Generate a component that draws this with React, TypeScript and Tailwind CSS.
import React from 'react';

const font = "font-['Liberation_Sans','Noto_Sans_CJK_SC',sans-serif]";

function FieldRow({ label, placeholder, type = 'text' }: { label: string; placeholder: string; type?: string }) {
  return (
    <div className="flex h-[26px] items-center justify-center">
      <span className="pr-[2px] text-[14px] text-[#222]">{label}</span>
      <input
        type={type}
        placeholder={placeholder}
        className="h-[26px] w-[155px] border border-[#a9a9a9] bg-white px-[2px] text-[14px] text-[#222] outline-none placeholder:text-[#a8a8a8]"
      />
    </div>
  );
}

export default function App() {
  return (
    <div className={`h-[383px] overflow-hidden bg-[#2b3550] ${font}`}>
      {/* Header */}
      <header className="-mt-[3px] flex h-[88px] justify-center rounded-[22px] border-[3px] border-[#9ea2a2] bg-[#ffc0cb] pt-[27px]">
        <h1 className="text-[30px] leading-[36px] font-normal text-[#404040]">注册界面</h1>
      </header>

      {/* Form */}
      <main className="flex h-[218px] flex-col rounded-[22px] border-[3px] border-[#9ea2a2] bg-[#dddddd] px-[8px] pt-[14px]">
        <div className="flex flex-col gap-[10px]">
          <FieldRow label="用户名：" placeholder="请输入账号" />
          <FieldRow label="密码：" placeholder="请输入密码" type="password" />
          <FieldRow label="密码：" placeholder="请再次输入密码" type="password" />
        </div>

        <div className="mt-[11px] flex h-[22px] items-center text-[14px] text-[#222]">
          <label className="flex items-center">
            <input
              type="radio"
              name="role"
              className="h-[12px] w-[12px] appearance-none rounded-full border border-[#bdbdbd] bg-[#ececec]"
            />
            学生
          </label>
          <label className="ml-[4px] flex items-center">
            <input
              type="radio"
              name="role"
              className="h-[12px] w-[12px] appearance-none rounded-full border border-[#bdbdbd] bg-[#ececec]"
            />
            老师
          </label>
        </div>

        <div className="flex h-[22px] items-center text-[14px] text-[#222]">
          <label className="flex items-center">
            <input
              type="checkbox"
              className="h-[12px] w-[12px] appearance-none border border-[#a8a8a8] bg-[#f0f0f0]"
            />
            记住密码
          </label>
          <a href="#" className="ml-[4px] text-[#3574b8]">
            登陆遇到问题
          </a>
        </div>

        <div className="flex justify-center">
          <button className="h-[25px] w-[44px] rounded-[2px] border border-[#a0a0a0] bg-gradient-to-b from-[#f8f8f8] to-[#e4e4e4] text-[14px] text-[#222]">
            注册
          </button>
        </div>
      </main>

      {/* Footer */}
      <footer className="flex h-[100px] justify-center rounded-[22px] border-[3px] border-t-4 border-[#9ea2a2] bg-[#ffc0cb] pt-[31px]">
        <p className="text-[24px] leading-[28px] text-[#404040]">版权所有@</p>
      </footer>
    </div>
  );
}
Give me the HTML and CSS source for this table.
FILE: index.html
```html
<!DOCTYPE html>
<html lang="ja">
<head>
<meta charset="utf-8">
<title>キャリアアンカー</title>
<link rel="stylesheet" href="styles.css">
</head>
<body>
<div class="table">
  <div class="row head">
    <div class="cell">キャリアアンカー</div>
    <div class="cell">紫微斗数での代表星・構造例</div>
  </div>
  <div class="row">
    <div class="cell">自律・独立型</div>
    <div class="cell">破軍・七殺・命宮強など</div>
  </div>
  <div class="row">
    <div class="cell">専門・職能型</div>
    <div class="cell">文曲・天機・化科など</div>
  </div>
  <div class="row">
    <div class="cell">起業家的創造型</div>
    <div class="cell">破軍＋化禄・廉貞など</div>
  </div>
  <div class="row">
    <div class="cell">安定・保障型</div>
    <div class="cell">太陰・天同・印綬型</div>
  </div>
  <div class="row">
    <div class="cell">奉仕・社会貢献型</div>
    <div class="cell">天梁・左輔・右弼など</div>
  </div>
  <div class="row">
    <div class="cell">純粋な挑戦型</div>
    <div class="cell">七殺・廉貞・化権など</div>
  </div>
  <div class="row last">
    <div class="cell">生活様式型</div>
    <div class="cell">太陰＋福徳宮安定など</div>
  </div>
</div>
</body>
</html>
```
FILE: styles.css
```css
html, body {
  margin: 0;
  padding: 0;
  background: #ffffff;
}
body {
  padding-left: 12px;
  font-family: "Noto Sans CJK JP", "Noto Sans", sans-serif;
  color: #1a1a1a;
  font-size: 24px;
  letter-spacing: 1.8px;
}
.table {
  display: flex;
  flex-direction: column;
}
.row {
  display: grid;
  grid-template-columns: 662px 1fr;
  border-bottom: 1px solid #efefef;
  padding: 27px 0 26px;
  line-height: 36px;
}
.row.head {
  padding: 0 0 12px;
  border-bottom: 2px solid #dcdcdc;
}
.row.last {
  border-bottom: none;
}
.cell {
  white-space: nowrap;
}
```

----------

_Task directions_.
The records above should all be quoted exactly, please.

_Task output_.
Generate a component that draws this with React, TypeScript and Tailwind CSS.
import React from 'react';

const font = "font-['Liberation_Sans','Noto_Sans_CJK_SC',sans-serif]";

function FieldRow({ label, placeholder, type = 'text' }: { label: string; placeholder: string; type?: string }) {
  return (
    <div className="flex h-[26px] items-center justify-center">
      <span className="pr-[2px] text-[14px] text-[#222]">{label}</span>
      <input
        type={type}
        placeholder={placeholder}
        className="h-[26px] w-[155px] border border-[#a9a9a9] bg-white px-[2px] text-[14px] text-[#222] outline-none placeholder:text-[#a8a8a8]"
      />
    </div>
  );
}

export default function App() {
  return (
    <div className={`h-[383px] overflow-hidden bg-[#2b3550] ${font}`}>
      {/* Header */}
      <header className="-mt-[3px] flex h-[88px] justify-center rounded-[22px] border-[3px] border-[#9ea2a2] bg-[#ffc0cb] pt-[27px]">
        <h1 className="text-[30px] leading-[36px] font-normal text-[#404040]">注册界面</h1>
      </header>

      {/* Form */}
      <main className="flex h-[218px] flex-col rounded-[22px] border-[3px] border-[#9ea2a2] bg-[#dddddd] px-[8px] pt-[14px]">
        <div className="flex flex-col gap-[10px]">
          <FieldRow label="用户名：" placeholder="请输入账号" />
          <FieldRow label="密码：" placeholder="请输入密码" type="password" />
          <FieldRow label="密码：" placeholder="请再次输入密码" type="password" />
        </div>

        <div className="mt-[11px] flex h-[22px] items-center text-[14px] text-[#222]">
          <label className="flex items-center">
            <input
              type="radio"
              name="role"
              className="h-[12px] w-[12px] appearance-none rounded-full border border-[#bdbdbd] bg-[#ececec]"
            />
            学生
          </label>
          <label className="ml-[4px] flex items-center">
            <input
              type="radio"
              name="role"
              className="h-[12px] w-[12px] appearance-none rounded-full border border-[#bdbdbd] bg-[#ececec]"
            />
            老师
          </label>
        </div>

        <div className="flex h-[22px] items-center text-[14px] text-[#222]">
          <label className="flex items-center">
            <input
              type="checkbox"
              className="h-[12px] w-[12px] appearance-none border border-[#a8a8a8] bg-[#f0f0f0]"
            />
            记住密码
          </label>
          <a href="#" className="ml-[4px] text-[#3574b8]">
            登陆遇到问题
          </a>
        </div>

        <div className="flex justify-center">
          <button className="h-[25px] w-[44px] rounded-[2px] border border-[#a0a0a0] bg-gradient-to-b from-[#f8f8f8] to-[#e4e4e4] text-[14px] text-[#222]">
            注册
          </button>
        </div>
      </main>

      {/* Footer */}
      <footer className="flex h-[100px] justify-center rounded-[22px] border-[3px] border-t-4 border-[#9ea2a2] bg-[#ffc0cb] pt-[31px]">
        <p className="text-[24px] leading-[28px] text-[#404040]">版权所有@</p>
      </footer>
    </div>
  );
}
Give me the HTML and CSS source for this table.
FILE: index.html
```html
<!DOCTYPE html>
<html lang="ja">
<head>
<meta charset="utf-8">
<title>キャリアアンカー</title>
<link rel="stylesheet" href="styles.css">
</head>
<body>
<div class="table">
  <div class="row head">
    <div class="cell">キャリアアンカー</div>
    <div class="cell">紫微斗数での代表星・構造例</div>
  </div>
  <div class="row">
    <div class="cell">自律・独立型</div>
    <div class="cell">破軍・七殺・命宮強など</div>
  </div>
  <div class="row">
    <div class="cell">専門・職能型</div>
    <div class="cell">文曲・天機・化科など</div>
  </div>
  <div class="row">
    <div class="cell">起業家的創造型</div>
    <div class="cell">破軍＋化禄・廉貞など</div>
  </div>
  <div class="row">
    <div class="cell">安定・保障型</div>
    <div class="cell">太陰・天同・印綬型</div>
  </div>
  <div class="row">
    <div class="cell">奉仕・社会貢献型</div>
    <div class="cell">天梁・左輔・右弼など</div>
  </div>
  <div class="row">
    <div class="cell">純粋な挑戦型</div>
    <div class="cell">七殺・廉貞・化権など</div>
  </div>
  <div class="row last">
    <div class="cell">生活様式型</div>
    <div class="cell">太陰＋福徳宮安定など</div>
  </div>
</div>
</body>
</html>
```
FILE: styles.css
```css
html, body {
  margin: 0;
  padding: 0;
  background: #ffffff;
}
body {
  padding-left: 12px;
  font-family: "Noto Sans CJK JP", "Noto Sans", sans-serif;
  color: #1a1a1a;
  font-size: 24px;
  letter-spacing: 1.8px;
}
.table {
  display: flex;
  flex-direction: column;
}
.row {
  display: grid;
  grid-template-columns: 662px 1fr;
  border-bottom: 1px solid #efefef;
  padding: 27px 0 26px;
  line-height: 36px;
}
.row.head {
  padding: 0 0 12px;
  border-bottom: 2px solid #dcdcdc;
}
.row.last {
  border-bottom: none;
}
.cell {
  white-space: nowrap;
}
```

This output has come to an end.